Bullismo che fa male anche se non colpisce direttamente, un po’ come il fumo passivo, che si respira pur rimanendo lontani dalle sigarette. E’ il caso di Matteo, affetto dalla sindrome di Down. Un bimbo che viveva nella sua ‘speciale’ felicità, fatta di affetti e di cura della famiglia. Una felicità durata 11 anni, fino a quando il piccolo ha visto, ciò che alcuni bulli hanno fatto “a uno come lui” ed è scoppiao a pangere per la prima volta nella sua vita.

La toccante testimonianza è stata raccontata dalla mamma di Matteo, che ha riferito ‘la prima volta’ di suo figlio in una lettera spedita ai colleghi dell’Eco del Sud, che riportiamo perchè quello che è accaduto a Matteo può accadere ovunque e questa mamma è una di noi:

«Ieri, ho visto il mio bambino piangere. Matteo ha 11 anni, e non piange mai, anzi, a pensarci bene non aveva mai pianto. E’ un bambino allegro, sereno, vivace quanto basta, ama la Tv, ha scoperto da poco che oltre i cartoni animati c’è dell’altro e quell’altro lo divora. In famiglia cerchiamo, per quanto ci è possibile, di ‘filtrare’ la sua visione, impedirgli che certi programmi possano turbare quel mondo ideale che abbiamo cercato, tutti, di creargli attorno. Perché Matteo è down.

Ma a volte quel controllo succede sia meno serrato, e Matteo, in uno di questi momenti, ha visto quello che non doveva vedere. Non sappiamo se un film oppure una di quelle trasmissioni-verità in cui vengono riportati fatti di cronaca con dovizia di particolari inquietanti: Matteo ci ha solo raccontato che ha paura che possa accadergli quello che ha subito un ‘bambino come lui’.

«Mamma – mi ha detto – quel bambino che hanno picchiato era come me. Lo hanno preso a pugni, gli è uscito sangue dal naso e sono scappati». Ha capito questo, Matteo, di quello che ha visto. In un film, una trasmissione in cui si parla di violenze su disabili, non so. So soltanto che ha capito quello che non doveva capire: che il mondo è cattivo e sciocco. E questo non lo capisce, invece, chi, attraverso uno schermo, entra nelle case, nella vita, nelle menti, delle persone e, se queste sono ‘fragili’, le sconquassa.

Io non voglio fare del mio caso personale un fatto di Stato: voglio dire che ammetto la ‘colpa familiare’ della disattenzione al controllo di Matteo, ma da insegnante, a contatto costante con ragazzini ‘normali’, scopro quanto male facciano i media, e con essi i social, in queste giovanissime menti, non ancora formate e non in grado di ‘capire’ il confine tra il bene e il male, tra ciò che è giusto e ciò che è sbagliato.

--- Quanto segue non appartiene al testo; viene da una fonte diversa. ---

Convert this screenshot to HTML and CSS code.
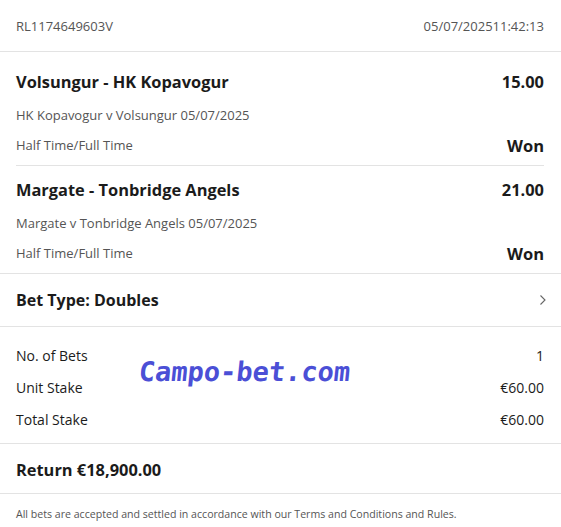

E credetemi, penso più ai cosiddetti ragazzi ‘normali’ che a quelli ‘come Matteo’ nel manifestare il ‘pericolo’ che Tv, giornali, social rappresentano in questa fascia di età. Perchè i primi non sono circondati, ammantati, da quell’alone di protezione necessario, invece, ai secondi. I primi, spesso, ahinoi, sono abbandonati, a briglia sciolte, nella società del ‘come va va’. Ecco perché Tv, giornali e social hanno una responsabilità enorme nel nostro vivere, perché dispongono di un potere che, evidentemente, non calibrano e fanno danni.

Matteo adesso è tranquillo, gli abbiamo detto che quello che ha visto era solo uno scherzo, hanno finto di picchiare un ‘bambino come lui’ per uno spettacolo al circo (come quando sbattono la torta in faccia al pagliaccio) e quello che ha visto non era sangue ma ketchup. Ci ha creduto. Nel suo mondo può succedere che una serie di pugni in faccia ti faccia uscire ketchup dal naso.

Già, nel suo mondo, che proteggeremo, io e mio marito, con il coltello fra i denti. Perché non collida mai con quello dei ‘normali’».